Stasera si parla di guerre e di paci: l’ attualità ci ha abituato di nuovo alle atrocità insensate della guerra e può essere di conforto ricordarsi che nella Prima Guerra Mondiale il conflitto ebbe una tregua a Natale, data in cui sono successi altri eventi storici che il prof Barbero raccoglie in un suo libro con i testi di testimoni e studiosi d’eccezione: dall’incoronazione di Carlo Magno e di Guglielmo il Conquistatore al primo presepe di Francesco d’Assisi, a un tragico naufragio di Cristoforo Colombo, sino a George Washington che attraversa il fiume Delaware. In quei 25 dicembre nel mondo in cui la storia si è fatta sentire.

D’ altronde la pace la dettano i più forti, i vincitori del conflitto, per questo non vi sono paci realmente “giuste”. Fatta eccezione per una, quella Pace di Westfalia  del 1648 che mise fine alla Guerra dei Trent’ anni, di cui “neanche si ricordavano più perché fosse scoppiata e durata così tanto” e quindi convinsero finalmente che non vi era più ragione tanto urgente per continuare a odiarsi e a uccidersi, anche se persino la pace di fu firmata in due località separate, a causa dei dissidi tra i cattolici e i protestanti. A noi interessa però che i due trattati rappresentarono un precedente importantissimo, quell’ Instrumentum Pacis che divenne una sorta di costituzione del Sacro Romano Impero nel suo ultimo secolo e mezzo di esistenza.

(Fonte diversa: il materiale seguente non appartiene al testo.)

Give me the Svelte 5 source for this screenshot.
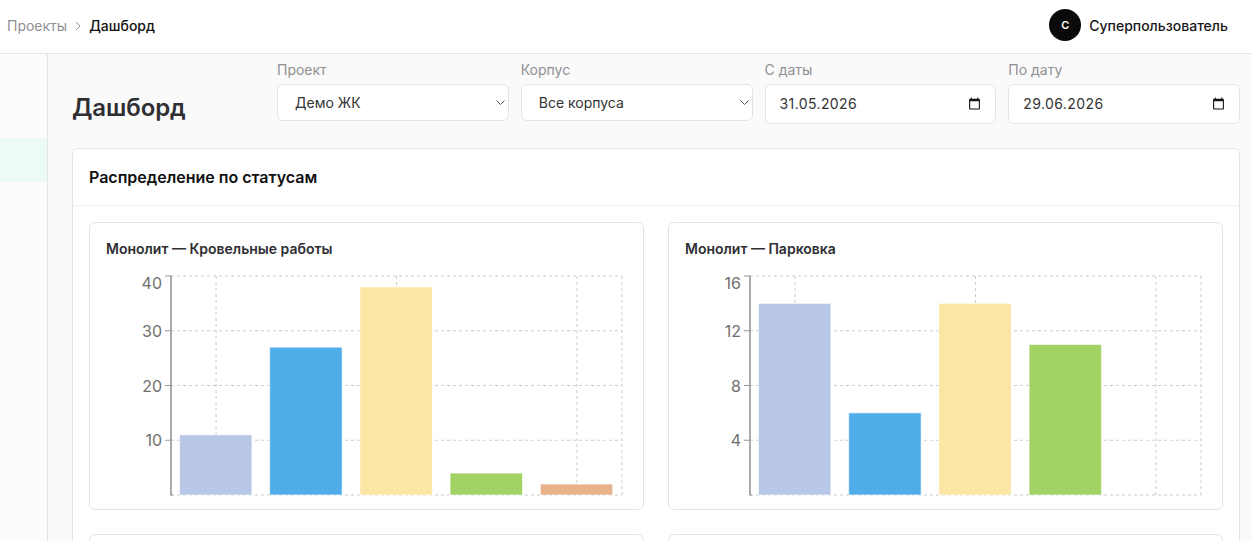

Parla senza sosta il prof e persino il loquace Travaglio è avvinto dalla sua affabulazione: “L’ignoto è croce e delizia della Storia e dell’investigazione di ogni studioso che, come un detective, non è altro che un uomo in cerca della Verità. Mentre la Storia personaggio—con la maiuscola—si fa beffe della Verità. Si nasconde in piena vista e si mostra solo attraverso ‘segni d’immortalità’ che, dall’alba dei tempi, sprofondano l’uomo nella disperante illusione di essere padrone e regista della propria esistenza”. Ma il libero arbitrio fa sempre i conti con quello dell’ alterità. E Barbero, sia lo storico che il romanziere, ce lo fa capire abilmente, costellando ogni sua narrazione di indizi che sono gioco di scoperta e grande metafora dell’unica certezza che abbiamo: la storia si mostra e si dimostra ma non si fa mai prevedere.

Forse proprio per questo per tutti i giovani – troppo spesso annoiati, disincantati,  scollati dalla politica contemporanea – la Storia resta una materia avvincente, capace di intrattenere, ma anche di interrogare. Come dichiara il prof, studiare le guerre e le paci non è solo il tentativo di immaginare mondi possibili in un universo già determinato. È forse, ancora di più, una riflessione sulla fragilità umana, che si nasconde e si mostra proprio nel tentativo stesso di controllare la realtà in quei teatri del mondo che ci regalano culturalmente immensa meraviglia, ma troppo spesso, nelle cronache, indicibili orrori.